Prom w Otfinowie nie jest w stanie przewieźć wszystkich. Może zabrać najwyżej dwa samochody jednocześnie, a przepłynięcie z nimi na drugą stronę i z powrotem zajmuje co najmniej 10 minut. – Kiedy w kolejce stoi kilkanaście aut, nawet nie zatrzymuję się i jadę dalej, na most w Żabnie. Wprawdzie to dodatkowe kilometry, ale przynajmniej czas oszczędzam – mówi Marcin Nowak, sporo podróżujący po gminach Żabno i Wietrzychowice.
Powiat tarnowski, który zarządza obiema przeprawami, przymierza się do przekazania ich w prywatne ręce.
Ludzie nie mają jednak wątpliwości co do tego, że wówczas za przepłynięcie na drugą stronę Dunajca musieliby płacić. Problem rozwiązałoby wybudowanie mostu.
Szansą na jego powstanie była planowana lokalizacja w tym miejscu minielektrowni wodnej na Dunajcu.

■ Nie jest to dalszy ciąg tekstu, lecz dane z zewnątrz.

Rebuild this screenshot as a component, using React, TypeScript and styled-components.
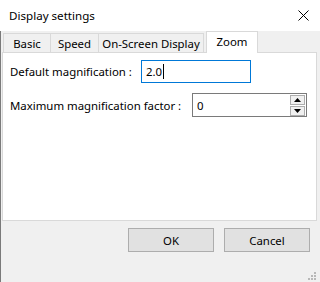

Budowę skutecznie zablokowali jednak ekolodzy i rozmowy z zainteresowanym inwestorem zostały zerwane.
Którędy jechać:
Ponowne otwarcie promu w Siedliszowicach planowane jest na połowę maja, jeśli tylko nowa przeprawa zyska akceptację inspektora Polskiego Rejestru Statków. Chcąc przedostać się na drugą stronę, trzeba kierować się na prom w Otfinowie albo na most na Dunajcu między Żabnem a Biskupicami Radłowskimi w ciągu drogi wojewódzkiej nr 975.